A perspective of human rights from below thus sees community, and democratic participation, at the centre of the idea of human rights. To this can be added the idea of human rights as part of a day-to-day lived experience. Our human interactions, in households, in work places, in shopping centres, on buses and trains, require us to make assumptions about our rights and the rights of others, and the responsibilities that go with them. We make these assumptions and share them with others ; it is what makes possible our orderly day-to-day interactions, the way we treat other people and the way we expect them to treat us. These understandings of rights and duties are not “universal” – they will be very different in different cultural contexts – and indeed these “rights” are embedded in culture rather than in law. However they represent the way in which most of us live our human rights, the way we exercise our rights and the way we respect the rights of others, and have much more immediacy for most people than do bills of rights, laws and conventions. For this reason there are two important bodies of recent literature relevant for human service workers concerned with human rights. One is the literature from within the legal profession that is critical of the top-down modernist view of law (Douzinas, 2000, 2007 ; Campbell et al., 2001 ; Rajagopal, 2003), and the other is the newly emerging literature from anthropology seeking an anthropological understanding of human rights as located in cultures rather than jurisdictions (Goodale and Merry, 2007 ; Goodale, 2009). Both these form an important basis for the development of ideas of human rights from below.

Understood this way, human rights education or human rights practice does not necessarily start with the Universal Declaration of Human Rights. Rather it can start with people’s own values and experiences, and encourage them to think about, and articulate, the rights and duties they would wish were applied to all people to make a fairer and more just world. Thus universalism becomes aspirational universalism rather than positivist universalism, and allows people to think about how they understand and realise their humanity and the humanity of others.

Such an exploration of humanity and its meaning must resist the temptation to universalise, and must accept both the inevitability and the desirability of diversity within the human experience. Within this diversity there may be some room for universality – we might agree for example that all people have the right to be treated with respect and dignity – but what that means in practice will vary with cultural context. Working out what respect and dignity mean in any community, with its inevitable diversity, thus becomes a focus for this kind of human rights work, and can only be achieved through genuine participation.

As noted above, the idea of a “common humanity” has been dominant in human rights thinking. However I believe that this is more appropriately replaced by the idea of “shared humanity”. This moves away from the idea of a single, static entity held in common, and instead allows for a more negotiated and dynamic humanity. Sharing is an active process to which people contribute : we give what we can and we take what we need. This can be a more powerful way of thinking about our experience of humanity, and is consistent with human rights from below in that it allows people more agency.
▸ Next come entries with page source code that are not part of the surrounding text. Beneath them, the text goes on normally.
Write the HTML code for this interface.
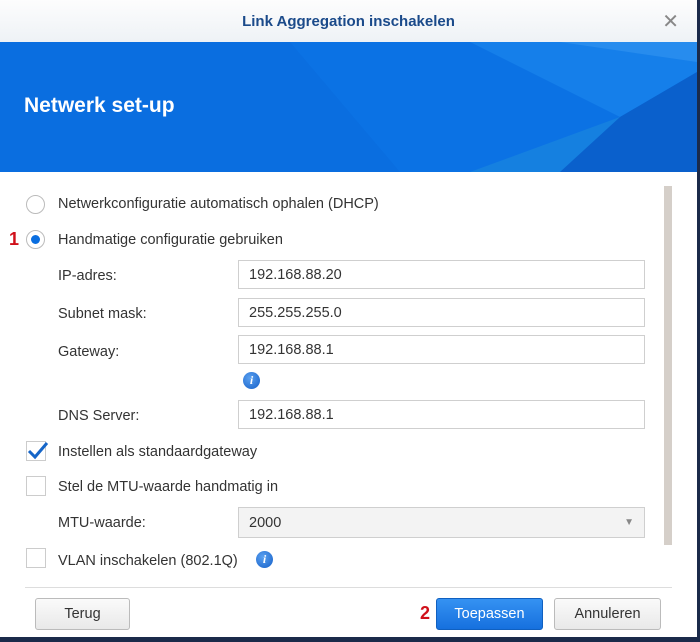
<!DOCTYPE html><html><head><style>
body{margin:0;width:700px;height:642px;overflow:hidden;background:#1b2a4a;font-family:"Liberation Sans","DejaVu Sans",sans-serif;}
.win{position:absolute;left:0;top:0;width:697px;height:637px;background:#fff;}
.title{position:absolute;left:0;top:0;width:697px;height:42px;background:linear-gradient(#fdfdfd,#eef2f6);border-bottom:1px solid #d0d8e2;text-align:center;line-height:44px;color:#1a4a8a;font-weight:bold;font-size:15px}
.x{position:absolute;right:18px;top:0;color:#888;font-size:20px;font-weight:normal}
.banner{position:absolute;left:0;top:42px;width:697px;height:130px;overflow:hidden;background:#0a6ee0}
.banner h1{position:absolute;left:24px;top:52px;margin:0;color:#fff;font-size:21px;font-weight:bold}
.t{position:absolute;font-size:14.5px;color:#333}
.inp{position:absolute;left:238px;width:407px;height:29px;border:1px solid #cfcfcf;background:#fff;box-sizing:border-box;padding-left:10px;line-height:29px;font-size:14.5px;color:#333}
.radio{position:absolute;left:26px;width:19px;height:19px;border:1px solid #bbb;border-radius:50%;box-sizing:border-box;background:#fff}
.cb{position:absolute;left:26px;width:20px;height:20px;border:1px solid #ccc;box-sizing:border-box;background:#fff}
.info{position:absolute;width:17px;height:17px;border-radius:50%;background:radial-gradient(circle at 40% 35%,#5aa0f0,#1560c8);color:#fff;font:italic bold 12px "Liberation Serif",serif;text-align:center;line-height:17px}
.red{position:absolute;color:#d0101a;font-weight:bold;font-size:18px}
.btn{position:absolute;top:598px;height:32px;border:1px solid #bbb;border-radius:3px;background:linear-gradient(#fafafa,#e9e9e9);box-sizing:border-box;text-align:center;line-height:30px;font-size:14.5px;color:#333}
</style></head><body>
<div class="win">
<div class="title">Link Aggregation inschakelen<span class="x">✕</span></div>
<div class="banner">
<svg width="697" height="130" style="position:absolute;left:0;top:0">
<polygon points="290,0 697,0 697,130 400,130" fill="#0b72e4"/>
<polygon points="470,0 697,0 697,30 620,75" fill="#1a84ec" opacity=".7"/>
<polygon points="620,75 697,30 697,130 520,130" fill="#0a60cc"/>
<polygon points="470,130 620,75 560,130" fill="#1580e0"/>
<polygon points="560,0 697,0 697,20" fill="#3a9af2" opacity=".5"/>
</svg>
<h1>Netwerk set-up</h1></div>
<div style="position:absolute;left:664px;top:186px;width:8px;height:359px;background:#d5cfc9"></div>
<div class="radio" style="top:195px"></div><div class="t" style="left:58px;top:196px">Netwerkconfiguratie automatisch ophalen (DHCP)</div>
<div class="red" style="left:9px;top:229px">1</div>
<div class="radio" style="top:230px"><div style="position:absolute;left:4px;top:4px;width:9px;height:9px;border-radius:50%;background:#0a6ee0"></div></div>
<div class="t" style="left:58px;top:232px">Handmatige configuratie gebruiken</div>
<div class="t" style="left:58px;top:268px">IP-adres:</div><div class="inp" style="top:260px">192.168.88.20</div>
<div class="t" style="left:58px;top:306px">Subnet mask:</div><div class="inp" style="top:298px">255.255.255.0</div>
<div class="t" style="left:58px;top:344px">Gateway:</div><div class="inp" style="top:335px">192.168.88.1</div>
<div class="info" style="left:243px;top:372px">i</div>
<div class="t" style="left:58px;top:408px">DNS Server:</div><div class="inp" style="top:400px">192.168.88.1</div>
<div class="cb" style="top:441px"><svg width="22" height="20" style="position:absolute;left:0;top:-2px"><path d="M2 11 L8 17 L20 3" stroke="#1565c8" stroke-width="3" fill="none"/></svg></div>
<div class="t" style="left:58px;top:444px">Instellen als standaardgateway</div>
<div class="cb" style="top:476px"></div><div class="t" style="left:58px;top:479px">Stel de MTU-waarde handmatig in</div>
<div class="t" style="left:58px;top:515px">MTU-waarde:</div>
<div class="inp" style="top:507px;height:31px;background:#f3f3f3;line-height:30px">2000<span style="position:absolute;right:10px;top:0;color:#888;font-size:10px">▼</span></div>
<div class="cb" style="top:548px"></div><div class="t" style="left:58px;top:553px">VLAN inschakelen (802.1Q)</div>
<div class="info" style="left:256px;top:551px">i</div>
<div style="position:absolute;left:25px;top:587px;width:647px;height:1px;background:#ddd"></div>
<div class="btn" style="left:35px;width:95px">Terug</div>
<div class="red" style="left:420px;top:603px">2</div>
<div class="btn" style="left:436px;width:107px;background:linear-gradient(#3592f2,#1670de);border-color:#1060c0;color:#fff">Toepassen</div>
<div class="btn" style="left:554px;width:107px">Annuleren</div>
</div>
</body></html>
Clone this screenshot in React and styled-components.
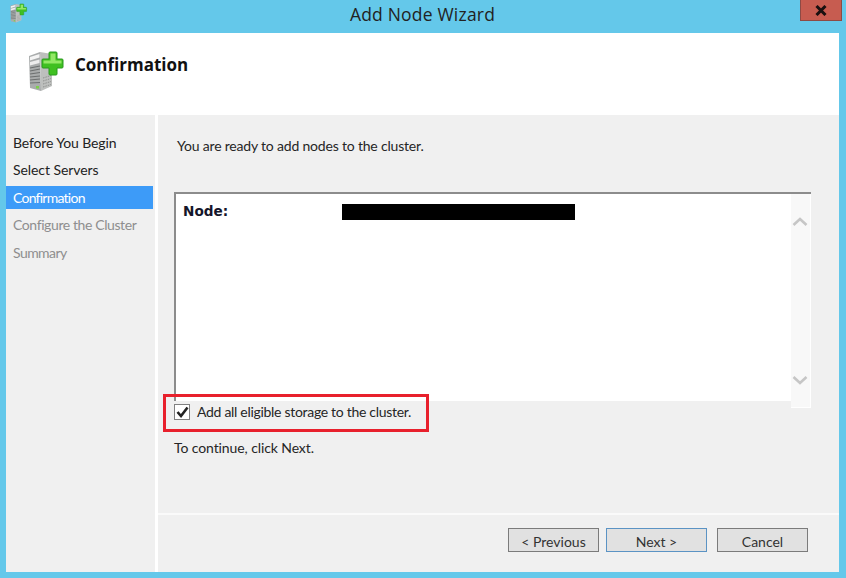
import React from "react";
import styled, { createGlobalStyle } from "styled-components";

const Global = createGlobalStyle`
  html, body { margin: 0; padding: 0; background: #64c8ea; }
  #root { width: 846px; height: 578px; overflow: hidden; }
  * { box-sizing: border-box; }
`;
const FONT = `"Open Sans", "Noto Sans", "Liberation Sans", sans-serif`;
const TEXT = `Lato, "Open Sans", "Liberation Sans", sans-serif`;

const Window = styled.div`
  width: 846px; height: 578px; background: #64c8ea; display: flex; flex-direction: column;
  padding: 0 7px 6px 6px; font-family: ${FONT}; color: #1c1c1c;
`;
const TitleBar = styled.div`
  height: 33px; flex: none; display: grid; grid-template-columns: 1fr auto 1fr;
`;
const TitleIcon = styled.div` padding: 2px 0 0 2px; `;
const TitleText = styled.div`
  font-size: 17.5px; line-height: 28px; color: #222; letter-spacing: 0.2px;
`;
const CloseWrap = styled.div` display: flex; justify-content: flex-end; `;
const CloseButton = styled.div`
  width: 42px; height: 21px; margin-right: -3px; background: #c75c50; border: 1px solid #8e4a44; border-top: 0;
  display: flex; align-items: center; justify-content: center;
`;
const Content = styled.div` flex: 1; display: flex; flex-direction: column; background: #fff; min-height: 0; `;
const Header = styled.div`
  height: 82px; flex: none; background: #fff; display: flex; align-items: flex-start; padding: 15px 0 0 18px; gap: 7px;
`;
const HeaderTitle = styled.div`
  font-size: 17px; font-weight: 700; color: #111; line-height: 22px; margin-top: 6px;
`;
const Body = styled.div` flex: 1; display: flex; min-height: 0; gap: 3px; `;
const Sidebar = styled.div` width: 149px; flex: none; background: #f0f0f0; padding-top: 16px; `;
const Step = styled.div`
  height: 23px; margin-bottom: 4.4px; line-height: 24px; padding-left: 7px; font-family: ${TEXT}; font-size: 14px;
  letter-spacing: ${p => p.$track}px;
  color: ${p => (p.$state === "done" ? "#222" : p.$state === "todo" ? "#8e8e8e" : "#fff")};
  background: ${p => (p.$state === "active" ? "#3d9bf8" : "transparent")};
  width: 147px;
`;
const Main = styled.div` flex: 1; background: #f0f0f0; display: flex; flex-direction: column; position: relative; min-width: 0; `;
const Page = styled.div`
  flex: 1; padding: 21px 28px 0 16px; display: flex; flex-direction: column; min-height: 0;
  font-family: ${TEXT}; font-size: 14px; color: #262626;
`;
const Intro = styled.div` line-height: 20px; padding-left: 3px; letter-spacing: -0.19px; `;
const ListBox = styled.div`
  margin-top: 36px; height: 216px; display: flex;
  border-top: 2px solid #8c8c8c; position: relative;
`;
const ListArea = styled.div`
  flex: 1; height: 207px; background: #fff; border-left: 2px solid #8c8c8c; display: flex; align-items: flex-start; padding: 10px 0 0 7px;
`;
const NodeLabel = styled.div`
  width: 159px; font-family: "DejaVu Sans", Verdana, sans-serif; font-weight: 700; font-size: 13.6px; line-height: 15px; color: #15152a;
`;
const Redacted = styled.div` width: 233px; height: 16px; background: #000; `;
const Scrollbar = styled.div`
  width: 20px; flex: none; background: #f8f8f8; border-right: 1px solid #fff; border-bottom: 1px solid #fff; display: flex; flex-direction: column;
  justify-content: space-between; align-items: center; padding: 23px 2px 22px 0;
`;
const CheckRow = styled.label`
  display: flex; align-items: center; gap: 7px; height: 24px; margin-top: -9px; position: relative; letter-spacing: -0.3px;
`;
const CheckBox = styled.span`
  width: 16px; height: 16px; flex: none; margin-top: 2px; background: #fff; border: 1px solid #808080; display: flex; align-items: center; justify-content: center;
`;
const Continue = styled.div` line-height: 20px; margin-top: 15px; letter-spacing: -0.1px; `;
const Highlight = styled.div`
  position: absolute; left: 5px; top: 279px; width: 266px; height: 38px; border: 3px solid #e8202c; pointer-events: none;
`;
const Footer = styled.div`
  height: 59px; flex: none; border-top: 2px solid #fafafa; display: flex; justify-content: flex-end; padding: 13px 31px 0 0;
`;
const Button = styled.div`
  width: ${p => p.$w || 91}px; height: 24px; background: #e1e1e1; border: 1px solid ${p => (p.$primary ? "#5b93c4" : "#7b7b7b")};
  margin-right: ${p => p.$gap || 0}px; font-family: ${TEXT}; font-size: 14px; line-height: 25px; text-align: center; color: #333;
`;

const ServerIcon = ({ width, height }) => (
  <svg width={width} height={height} viewBox="0 0 44 48">
    <path d="M5 8 L16 4 L17 43 L6 40 Z" fill="#a9acac" />
    <path d="M16 4 L28 6 L28 38 L17 43 Z" fill="#bdbfbd" />
    <path d="M6 9 L15.500 6 V9.500 L6 12.500 Z" fill="#f4f4f4" />
    <path d="M6 14 L15.500 11.500 V15 L6 17.500 Z" fill="#ededed" />
    <path d="M6 20 L16 18 M6 23 L16 21 M6 26 L16 24.500 M6 29 L16 28 M6 32 L16 31 M6 35 L16 34.500" stroke="#6d7070" strokeWidth="1.200" fill="none" />
    <path d="M19 30 L27 27.500 M19 33 L27 30.500 M19 36 L27 33.500 M19 39 L27 36.500" stroke="#8f918f" strokeWidth="1" strokeDasharray="1.500 1" fill="none" />
    <rect x="12" y="38" width="3" height="2.500" fill="#7bd04a" />
    <path d="M25 11 V5 Q25 4 26 4 H32 Q33 4 33 5 V11 H38 Q39 11 39 12 V19 Q39 20 38 20 H33 V26 Q33 27 32 27 H26 Q25 27 25 26 V20 H19 Q18 20 18 19 V12 Q18 11 19 11 Z" fill="#3fc021" stroke="#2b9a1e" strokeWidth="1" />
    <path d="M26.500 12.500 V5.500 H31.500 V12.500 H37.500 V15.500 H19.500 V12.500 Z" fill="#93e866" />
  </svg>
);

const Chevron = ({ down }) => (
  <svg width="16" height="10" viewBox="0 0 16 10">
    <path d={down ? "M1.500 2 L8 8 L14.500 2" : "M1.500 8 L8 2 L14.500 8"} fill="none" stroke="#c6c6c6" strokeWidth="2.600" />
  </svg>
);

export default function App() {
  return (
    <Window>
      <Global />
      <TitleBar>
        <TitleIcon><ServerIcon width={21} height={23} /></TitleIcon>
        <TitleText>Add Node Wizard</TitleText>
        <CloseWrap>
          <CloseButton>
            <svg width="14" height="11" viewBox="0 0 14 11">
              <path d="M2.500 1 L11.500 10 M11.500 1 L2.500 10" stroke="#1a1010" strokeWidth="3" fill="none" />
            </svg>
          </CloseButton>
        </CloseWrap>
      </TitleBar>
      <Content>
        <Header>
          <ServerIcon width={44} height={48} />
          <HeaderTitle>Confirmation</HeaderTitle>
        </Header>
        <Body>
          <Sidebar>
            <Step $state="done" $track={-0.13}>Before You Begin</Step>
            <Step $state="done" $track={-0.07}>Select Servers</Step>
            <Step $state="active" $track={-0.75}>Confirmation</Step>
            <Step $state="todo" $track={-0.4}>Configure the Cluster</Step>
            <Step $state="todo" $track={-0.55}>Summary</Step>
          </Sidebar>
          <Main>
            <Page>
              <Intro>You are ready to add nodes to the cluster.</Intro>
              <ListBox>
                <ListArea>
                  <NodeLabel>Node:</NodeLabel>
                  <Redacted />
                </ListArea>
                <Scrollbar>
                  <Chevron />
                  <Chevron down />
                </Scrollbar>
              </ListBox>
              <CheckRow>
                <CheckBox>
                  <svg width="13" height="12" viewBox="0 0 13 12">
                    <path d="M1.500 6 L5 10 L11.500 1.500" fill="none" stroke="#222" strokeWidth="2.600" />
                  </svg>
                </CheckBox>
                Add all eligible storage to the cluster.
              </CheckRow>
              <Continue>To continue, click Next.</Continue>
            </Page>
            <Footer>
              <Button $gap={7}>&lt; Previous</Button>
              <Button $primary $w={101} $gap={10}>Next &gt;</Button>
              <Button>Cancel</Button>
            </Footer>
            <Highlight />
          </Main>
        </Body>
      </Content>
    </Window>
  );
}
From this perspective, human rights based work requires an exploration of the human, the sharing of our humanity. This is hardly a new idea for social workers, indeed back in the 1980s Ruth Wilkes (1981) was arguing strongly that often all we can do for a person is to share our humanity with them, but that this is also often the most important thing we can do, and must never be devalued by objectivity, targets and performance indicators.

Central to human rights from below is the importance of dialogue. At the heart of dialogue is the idea of reaching out to the other, with respect and humility, recognising the other’s humanity and seeking to share one’s humanity with the other. The recognition of the ultimate worth of another human being, in the encounter between two people, has been seen by Buber (1961), Levinas (1972), Irigaray (2008) and others as at the heart of ethics and responsibility for the other. It represents a powerful human response, as the other makes an ultimate claim on us, and requires us to respond with our full humanity (Tascón, 2003). For present purposes, rather than seeing this human encounter as the basis of ethics and responsibility (as is commonly the case with reviewers of Levinas), I am particularly concerned with this “encounter with the other” as central to ideas of human rights. It is in our response to the humanity of the other that we recognise their rights, and articulate our own rights, not as legal or quasi-legal claims, but as the expression of a shared humanity, in relationship.

This encounter is at the heart of human rights from below. Human rights from below is built on relationship – dialogical relationship – and how this then becomes the basis for our connection to the other through mutual rights and responsibilities. However human rights from below requires more than the interaction between two people. It is built not simply on dyadic relationships, but on community, where more than two people interact with each other. For the principles of dialogue, as discussed above, to be applied at this broader community level, we are required to respond to others rather than just to “the other”, and the principles of approaching an interaction with humility, respect and a willingness to learn as well as to teach, are extended to a group or communal context. This of course creates additional layers of dynamics and relationships, but it is the basis of much of the literature dealing with consensus and non-violent decision making in community groups (e.g. Gastil, 1993). Striving for such community interaction, in different contexts, therefore represents a key component of human rights from below.

But human rights from below goes further than this, in that it allows for diversity, and indeed not only accepts diversity but celebrates it as essential for our collective humanity. It also moves human rights beyond the legal and political world in which they have largely been confined, to incorporate other aspects of the human experience : spirituality, the arts, creativity, the experience of nature, and so on. This has largely been lacking from human rights work, and human rights courses, yet if human rights are concerned with the realisation of our full humanity, it is surely essential.

What does this mean, then, for the project of the democratic renewal of practices ? Does human rights provide a basis for practice which seeks to challenge the positivist managerial paradigm, from a democratic basis ? I would argue that human rights, in its conventional form, has little if any potential for such progressive change, as it is too bound up with its tradition of Enlightenment modernity and has been too affected by a legal world view with its associated positivism and instrumental rationality. This is a major weakness in much human rights writing in the human services. However by moving away from its Enlightenment legacy, and adopting a stance of human rights from below, human rights can indeed represent a powerful basis for transformative practice. One of the weaknesses of the traditional human rights approach is that it has concentrated too much on the idea of rights, and not enough on the idea of human. By starting with the human, working on how a truly shared humanity can be realised, and then from there moving to develop a community of rights and responsibilities, human rights takes on a different colour. Human rights, and their power as a discourse of change and social justice in the contemporary world, are too important an idea to discard easily. Rather human rights can be reconstructed so that, rather than negating participatory democracy, they become inevitably associated with it.